[BEGIN DATA]

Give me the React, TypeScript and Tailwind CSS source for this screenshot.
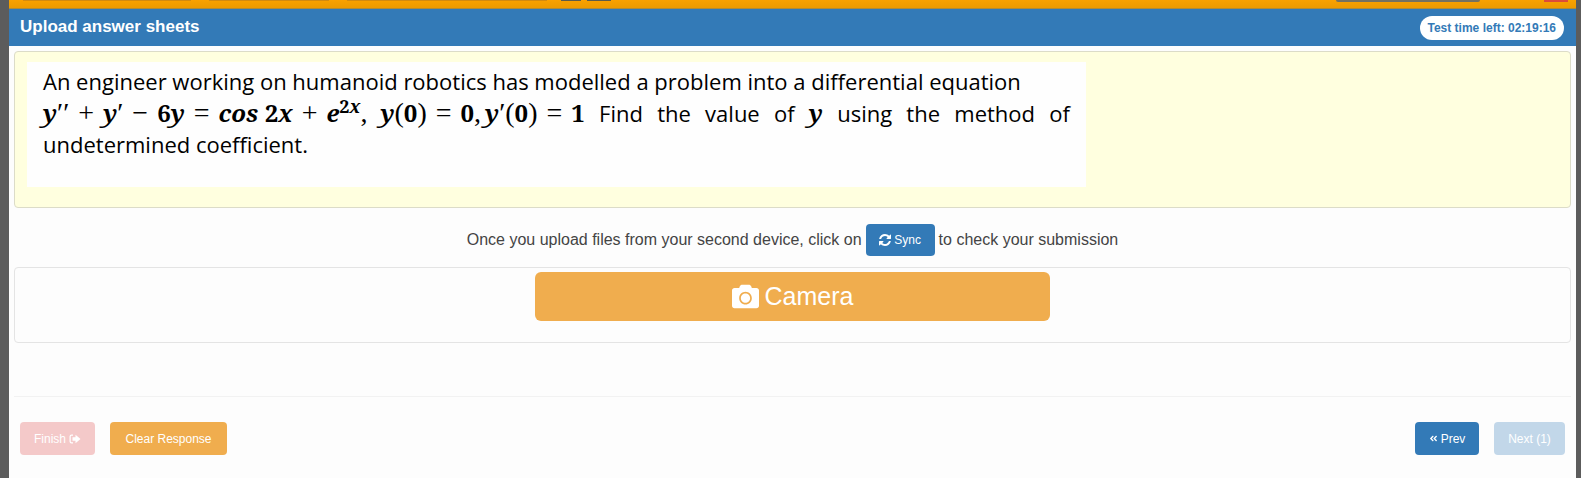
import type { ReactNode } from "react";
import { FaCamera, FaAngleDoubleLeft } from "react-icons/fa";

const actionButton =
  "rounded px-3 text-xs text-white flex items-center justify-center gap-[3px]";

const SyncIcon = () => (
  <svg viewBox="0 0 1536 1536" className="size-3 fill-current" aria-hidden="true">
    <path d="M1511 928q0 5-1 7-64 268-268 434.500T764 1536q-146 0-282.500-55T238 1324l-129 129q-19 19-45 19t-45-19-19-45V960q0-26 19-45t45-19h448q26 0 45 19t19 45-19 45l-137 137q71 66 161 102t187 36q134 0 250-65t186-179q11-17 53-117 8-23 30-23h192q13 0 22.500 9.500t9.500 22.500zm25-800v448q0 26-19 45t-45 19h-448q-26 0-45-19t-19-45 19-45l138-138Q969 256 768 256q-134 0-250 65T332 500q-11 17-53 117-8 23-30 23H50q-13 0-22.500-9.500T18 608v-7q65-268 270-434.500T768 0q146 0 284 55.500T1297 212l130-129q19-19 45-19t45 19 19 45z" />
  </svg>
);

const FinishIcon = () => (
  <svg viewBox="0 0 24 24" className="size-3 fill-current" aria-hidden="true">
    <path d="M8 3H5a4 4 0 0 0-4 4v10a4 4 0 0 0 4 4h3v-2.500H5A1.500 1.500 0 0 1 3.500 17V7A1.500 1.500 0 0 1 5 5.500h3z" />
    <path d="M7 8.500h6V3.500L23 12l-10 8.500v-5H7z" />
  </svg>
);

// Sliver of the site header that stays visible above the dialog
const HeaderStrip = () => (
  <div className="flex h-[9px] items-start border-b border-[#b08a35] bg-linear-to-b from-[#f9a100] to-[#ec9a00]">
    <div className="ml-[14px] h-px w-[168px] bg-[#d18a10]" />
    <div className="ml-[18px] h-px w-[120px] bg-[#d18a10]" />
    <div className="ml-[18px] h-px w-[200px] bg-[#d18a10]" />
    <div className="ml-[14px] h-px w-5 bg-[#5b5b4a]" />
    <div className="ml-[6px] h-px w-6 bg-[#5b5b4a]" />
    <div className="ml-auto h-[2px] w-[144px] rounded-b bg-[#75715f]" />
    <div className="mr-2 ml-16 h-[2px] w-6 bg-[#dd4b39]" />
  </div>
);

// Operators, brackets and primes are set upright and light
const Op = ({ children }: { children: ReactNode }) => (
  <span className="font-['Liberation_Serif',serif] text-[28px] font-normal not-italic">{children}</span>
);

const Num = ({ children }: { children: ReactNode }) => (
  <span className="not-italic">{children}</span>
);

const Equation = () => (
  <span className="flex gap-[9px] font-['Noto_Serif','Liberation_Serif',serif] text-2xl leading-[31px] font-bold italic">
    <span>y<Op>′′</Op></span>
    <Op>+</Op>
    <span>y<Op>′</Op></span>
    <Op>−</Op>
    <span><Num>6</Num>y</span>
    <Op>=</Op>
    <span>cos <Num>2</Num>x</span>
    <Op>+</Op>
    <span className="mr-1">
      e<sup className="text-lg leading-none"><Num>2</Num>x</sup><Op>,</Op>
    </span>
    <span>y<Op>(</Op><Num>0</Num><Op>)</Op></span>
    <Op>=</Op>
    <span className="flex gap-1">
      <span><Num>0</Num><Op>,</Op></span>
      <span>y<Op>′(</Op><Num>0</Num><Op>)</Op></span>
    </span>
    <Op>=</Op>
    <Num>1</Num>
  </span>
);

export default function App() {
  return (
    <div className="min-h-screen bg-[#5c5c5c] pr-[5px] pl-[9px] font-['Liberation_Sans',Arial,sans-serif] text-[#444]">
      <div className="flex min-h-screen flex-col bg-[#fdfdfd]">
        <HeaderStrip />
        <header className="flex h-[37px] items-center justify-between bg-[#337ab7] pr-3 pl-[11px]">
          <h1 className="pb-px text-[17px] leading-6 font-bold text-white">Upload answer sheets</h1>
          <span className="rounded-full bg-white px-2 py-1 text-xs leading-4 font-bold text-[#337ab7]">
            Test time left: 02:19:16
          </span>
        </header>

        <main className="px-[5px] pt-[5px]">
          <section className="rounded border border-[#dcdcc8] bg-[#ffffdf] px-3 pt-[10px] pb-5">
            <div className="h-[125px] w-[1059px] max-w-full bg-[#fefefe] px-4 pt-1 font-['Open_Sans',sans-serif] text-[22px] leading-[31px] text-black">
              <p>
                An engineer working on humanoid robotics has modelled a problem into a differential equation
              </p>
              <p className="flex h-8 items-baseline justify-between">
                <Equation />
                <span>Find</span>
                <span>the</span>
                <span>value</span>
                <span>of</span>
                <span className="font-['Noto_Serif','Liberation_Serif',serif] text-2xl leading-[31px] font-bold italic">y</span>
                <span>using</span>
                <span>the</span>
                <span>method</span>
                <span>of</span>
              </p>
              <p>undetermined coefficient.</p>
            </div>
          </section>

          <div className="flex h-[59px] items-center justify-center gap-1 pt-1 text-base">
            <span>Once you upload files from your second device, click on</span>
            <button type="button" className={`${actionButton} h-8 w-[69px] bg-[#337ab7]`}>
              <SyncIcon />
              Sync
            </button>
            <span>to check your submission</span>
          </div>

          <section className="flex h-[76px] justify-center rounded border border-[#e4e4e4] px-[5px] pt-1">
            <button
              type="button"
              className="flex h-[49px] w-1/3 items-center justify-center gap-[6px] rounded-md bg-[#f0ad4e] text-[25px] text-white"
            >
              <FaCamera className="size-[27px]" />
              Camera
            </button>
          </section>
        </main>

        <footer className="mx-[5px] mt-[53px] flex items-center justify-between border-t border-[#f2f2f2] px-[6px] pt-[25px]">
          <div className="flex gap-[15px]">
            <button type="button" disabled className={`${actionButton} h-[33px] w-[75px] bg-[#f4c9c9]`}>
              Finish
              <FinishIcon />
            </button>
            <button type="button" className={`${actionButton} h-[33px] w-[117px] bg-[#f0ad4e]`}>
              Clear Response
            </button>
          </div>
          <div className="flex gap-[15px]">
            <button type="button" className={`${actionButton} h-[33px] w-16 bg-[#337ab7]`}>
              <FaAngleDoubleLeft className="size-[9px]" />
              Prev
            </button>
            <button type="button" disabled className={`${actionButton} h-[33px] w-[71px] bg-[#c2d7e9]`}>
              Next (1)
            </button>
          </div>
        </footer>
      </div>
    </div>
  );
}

[END DATA]
[BEGIN DATA]

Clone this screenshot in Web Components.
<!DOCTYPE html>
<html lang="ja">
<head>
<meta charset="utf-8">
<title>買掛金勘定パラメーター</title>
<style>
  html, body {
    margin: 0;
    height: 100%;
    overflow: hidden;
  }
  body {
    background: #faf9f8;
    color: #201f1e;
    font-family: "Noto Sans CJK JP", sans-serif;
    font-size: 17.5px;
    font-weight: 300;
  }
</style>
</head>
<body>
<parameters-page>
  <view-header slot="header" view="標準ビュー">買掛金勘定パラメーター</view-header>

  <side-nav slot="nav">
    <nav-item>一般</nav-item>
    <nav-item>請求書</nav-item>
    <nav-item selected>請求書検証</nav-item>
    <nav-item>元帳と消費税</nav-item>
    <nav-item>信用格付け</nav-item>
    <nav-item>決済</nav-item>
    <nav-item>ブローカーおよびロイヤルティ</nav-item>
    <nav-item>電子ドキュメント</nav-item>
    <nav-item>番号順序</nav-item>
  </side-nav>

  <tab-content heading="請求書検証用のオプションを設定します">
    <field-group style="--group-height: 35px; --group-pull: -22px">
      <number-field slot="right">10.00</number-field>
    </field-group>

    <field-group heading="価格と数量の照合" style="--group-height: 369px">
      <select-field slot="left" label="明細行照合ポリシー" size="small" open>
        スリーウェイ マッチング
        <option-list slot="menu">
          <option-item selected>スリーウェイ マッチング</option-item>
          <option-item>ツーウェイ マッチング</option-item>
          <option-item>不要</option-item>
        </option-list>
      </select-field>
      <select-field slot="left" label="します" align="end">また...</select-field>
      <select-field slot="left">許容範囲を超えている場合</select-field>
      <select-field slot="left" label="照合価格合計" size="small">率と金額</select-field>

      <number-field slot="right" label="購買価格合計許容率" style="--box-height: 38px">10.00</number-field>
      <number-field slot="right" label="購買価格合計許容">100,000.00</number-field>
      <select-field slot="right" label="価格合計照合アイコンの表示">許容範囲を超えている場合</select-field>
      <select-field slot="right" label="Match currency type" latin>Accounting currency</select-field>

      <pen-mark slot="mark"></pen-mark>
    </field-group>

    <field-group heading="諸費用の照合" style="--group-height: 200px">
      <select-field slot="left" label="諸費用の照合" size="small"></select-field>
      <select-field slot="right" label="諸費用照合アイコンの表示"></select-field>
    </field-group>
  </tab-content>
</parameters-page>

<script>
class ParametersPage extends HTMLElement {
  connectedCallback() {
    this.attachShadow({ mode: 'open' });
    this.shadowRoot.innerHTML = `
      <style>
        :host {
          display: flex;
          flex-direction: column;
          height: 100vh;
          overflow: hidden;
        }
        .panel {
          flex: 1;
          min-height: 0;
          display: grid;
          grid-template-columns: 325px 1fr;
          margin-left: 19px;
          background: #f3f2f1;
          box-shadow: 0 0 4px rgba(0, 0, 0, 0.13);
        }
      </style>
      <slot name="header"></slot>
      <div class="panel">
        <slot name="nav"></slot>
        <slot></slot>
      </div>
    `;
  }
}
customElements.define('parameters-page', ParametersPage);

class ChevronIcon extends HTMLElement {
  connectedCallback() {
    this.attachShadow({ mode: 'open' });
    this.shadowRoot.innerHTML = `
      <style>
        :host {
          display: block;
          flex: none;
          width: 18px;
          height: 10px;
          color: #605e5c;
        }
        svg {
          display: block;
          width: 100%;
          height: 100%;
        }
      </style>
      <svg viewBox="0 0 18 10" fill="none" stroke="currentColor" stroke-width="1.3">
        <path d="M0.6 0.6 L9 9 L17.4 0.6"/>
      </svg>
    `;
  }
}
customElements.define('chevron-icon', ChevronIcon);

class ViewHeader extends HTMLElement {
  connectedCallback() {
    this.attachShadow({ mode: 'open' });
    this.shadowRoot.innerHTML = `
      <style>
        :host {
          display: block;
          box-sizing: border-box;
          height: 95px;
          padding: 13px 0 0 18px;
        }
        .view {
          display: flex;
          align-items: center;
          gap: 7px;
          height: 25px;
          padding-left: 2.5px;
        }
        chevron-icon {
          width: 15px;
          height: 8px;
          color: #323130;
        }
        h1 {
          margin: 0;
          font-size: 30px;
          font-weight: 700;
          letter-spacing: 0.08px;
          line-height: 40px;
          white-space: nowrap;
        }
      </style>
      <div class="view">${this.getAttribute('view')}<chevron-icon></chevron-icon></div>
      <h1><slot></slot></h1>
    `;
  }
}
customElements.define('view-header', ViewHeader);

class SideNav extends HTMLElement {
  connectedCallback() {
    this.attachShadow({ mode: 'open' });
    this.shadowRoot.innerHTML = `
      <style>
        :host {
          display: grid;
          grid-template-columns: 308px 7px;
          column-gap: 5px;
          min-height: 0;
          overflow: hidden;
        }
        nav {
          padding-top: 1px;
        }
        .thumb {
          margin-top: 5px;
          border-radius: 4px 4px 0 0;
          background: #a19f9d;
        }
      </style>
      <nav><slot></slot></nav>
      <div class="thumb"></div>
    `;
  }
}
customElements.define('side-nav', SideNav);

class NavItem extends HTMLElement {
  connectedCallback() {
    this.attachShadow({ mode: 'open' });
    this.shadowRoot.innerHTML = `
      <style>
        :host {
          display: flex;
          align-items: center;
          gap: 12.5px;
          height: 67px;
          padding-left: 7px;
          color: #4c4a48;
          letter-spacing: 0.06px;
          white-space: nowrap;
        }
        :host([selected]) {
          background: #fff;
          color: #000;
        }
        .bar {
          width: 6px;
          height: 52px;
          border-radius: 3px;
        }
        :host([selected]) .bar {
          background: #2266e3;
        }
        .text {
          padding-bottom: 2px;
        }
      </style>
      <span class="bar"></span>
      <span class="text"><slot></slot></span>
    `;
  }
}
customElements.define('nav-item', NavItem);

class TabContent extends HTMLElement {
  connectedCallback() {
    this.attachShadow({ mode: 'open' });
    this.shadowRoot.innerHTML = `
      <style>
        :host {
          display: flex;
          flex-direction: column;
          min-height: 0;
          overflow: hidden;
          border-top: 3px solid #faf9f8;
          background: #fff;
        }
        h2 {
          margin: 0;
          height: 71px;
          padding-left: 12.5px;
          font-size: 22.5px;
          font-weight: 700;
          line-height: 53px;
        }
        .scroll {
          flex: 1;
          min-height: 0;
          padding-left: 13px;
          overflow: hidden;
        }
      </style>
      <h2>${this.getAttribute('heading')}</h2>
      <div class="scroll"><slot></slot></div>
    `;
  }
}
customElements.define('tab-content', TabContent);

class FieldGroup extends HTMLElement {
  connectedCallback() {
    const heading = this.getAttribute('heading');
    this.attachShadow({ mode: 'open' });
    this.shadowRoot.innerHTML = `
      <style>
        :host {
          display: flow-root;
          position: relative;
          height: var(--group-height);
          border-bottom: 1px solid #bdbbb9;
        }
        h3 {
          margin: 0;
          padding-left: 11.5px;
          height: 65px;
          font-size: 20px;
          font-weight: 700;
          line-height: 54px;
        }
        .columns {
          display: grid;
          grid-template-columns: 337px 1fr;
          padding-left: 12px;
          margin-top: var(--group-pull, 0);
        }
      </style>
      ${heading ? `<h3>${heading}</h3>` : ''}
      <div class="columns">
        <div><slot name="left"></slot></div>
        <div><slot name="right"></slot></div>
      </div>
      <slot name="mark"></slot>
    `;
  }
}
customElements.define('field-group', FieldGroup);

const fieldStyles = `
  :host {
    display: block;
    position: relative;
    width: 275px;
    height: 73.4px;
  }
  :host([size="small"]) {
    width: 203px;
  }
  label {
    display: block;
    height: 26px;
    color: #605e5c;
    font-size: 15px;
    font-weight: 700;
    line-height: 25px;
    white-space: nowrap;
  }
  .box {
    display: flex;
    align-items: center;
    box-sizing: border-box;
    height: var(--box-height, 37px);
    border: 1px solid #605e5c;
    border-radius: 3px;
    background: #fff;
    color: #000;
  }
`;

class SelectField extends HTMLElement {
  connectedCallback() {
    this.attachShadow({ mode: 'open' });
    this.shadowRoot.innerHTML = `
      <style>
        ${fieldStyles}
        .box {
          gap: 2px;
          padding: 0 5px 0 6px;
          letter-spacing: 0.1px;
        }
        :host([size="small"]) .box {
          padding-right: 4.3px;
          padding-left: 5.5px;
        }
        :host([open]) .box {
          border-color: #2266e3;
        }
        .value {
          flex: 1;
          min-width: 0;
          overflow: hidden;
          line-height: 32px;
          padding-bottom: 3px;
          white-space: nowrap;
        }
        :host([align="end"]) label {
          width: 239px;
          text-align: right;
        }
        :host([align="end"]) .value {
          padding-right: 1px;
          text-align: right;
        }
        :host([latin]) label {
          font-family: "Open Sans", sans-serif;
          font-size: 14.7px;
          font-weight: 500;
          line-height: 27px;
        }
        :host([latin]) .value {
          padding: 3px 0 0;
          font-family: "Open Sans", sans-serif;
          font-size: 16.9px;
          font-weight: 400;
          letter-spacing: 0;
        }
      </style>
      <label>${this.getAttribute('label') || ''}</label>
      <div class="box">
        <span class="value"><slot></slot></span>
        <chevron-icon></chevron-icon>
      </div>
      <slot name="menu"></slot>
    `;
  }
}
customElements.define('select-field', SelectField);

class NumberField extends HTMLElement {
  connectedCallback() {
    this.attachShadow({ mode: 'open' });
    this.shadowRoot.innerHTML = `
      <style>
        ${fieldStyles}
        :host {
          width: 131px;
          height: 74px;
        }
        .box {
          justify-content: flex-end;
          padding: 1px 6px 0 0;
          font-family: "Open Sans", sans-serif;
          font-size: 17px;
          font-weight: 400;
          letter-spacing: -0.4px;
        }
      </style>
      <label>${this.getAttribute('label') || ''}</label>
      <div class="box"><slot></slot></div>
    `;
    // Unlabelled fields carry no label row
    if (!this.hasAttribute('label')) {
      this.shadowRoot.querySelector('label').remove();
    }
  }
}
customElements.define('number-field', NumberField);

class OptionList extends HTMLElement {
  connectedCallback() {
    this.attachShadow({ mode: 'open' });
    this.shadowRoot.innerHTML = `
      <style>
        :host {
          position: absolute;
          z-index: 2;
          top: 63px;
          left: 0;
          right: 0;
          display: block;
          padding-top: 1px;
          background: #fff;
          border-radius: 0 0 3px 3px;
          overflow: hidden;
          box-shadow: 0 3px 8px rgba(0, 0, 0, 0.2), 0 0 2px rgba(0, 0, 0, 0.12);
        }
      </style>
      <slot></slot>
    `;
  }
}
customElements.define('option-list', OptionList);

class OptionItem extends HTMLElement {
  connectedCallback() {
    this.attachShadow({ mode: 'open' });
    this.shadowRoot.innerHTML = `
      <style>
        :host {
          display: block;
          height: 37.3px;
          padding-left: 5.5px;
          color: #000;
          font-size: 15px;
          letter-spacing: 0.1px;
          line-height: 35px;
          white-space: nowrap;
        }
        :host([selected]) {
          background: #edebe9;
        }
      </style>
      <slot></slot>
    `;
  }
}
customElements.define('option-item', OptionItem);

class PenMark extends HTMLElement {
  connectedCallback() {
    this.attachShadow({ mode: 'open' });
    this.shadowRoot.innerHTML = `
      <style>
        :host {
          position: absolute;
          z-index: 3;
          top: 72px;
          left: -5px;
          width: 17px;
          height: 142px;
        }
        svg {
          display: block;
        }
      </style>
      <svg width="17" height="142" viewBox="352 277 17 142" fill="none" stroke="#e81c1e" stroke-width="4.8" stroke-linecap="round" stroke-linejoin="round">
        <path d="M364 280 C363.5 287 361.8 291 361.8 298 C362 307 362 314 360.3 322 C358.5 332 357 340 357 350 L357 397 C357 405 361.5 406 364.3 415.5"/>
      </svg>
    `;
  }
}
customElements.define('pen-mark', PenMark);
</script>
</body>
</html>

[END DATA]

_WHAT THE TASK REQUIRES_: Beginning with the line above that contains "Give me the" and finishing with the line that contains "px-3 text-xs text-white", print those lines exactly and only. Skip all pictures.

_RESULT FOR THIS EXERCISE_:
Give me the React, TypeScript and Tailwind CSS source for this screenshot.
import type { ReactNode } from "react";
import { FaCamera, FaAngleDoubleLeft } from "react-icons/fa";

const actionButton =
  "rounded px-3 text-xs text-white flex items-center justify-center gap-[3px]";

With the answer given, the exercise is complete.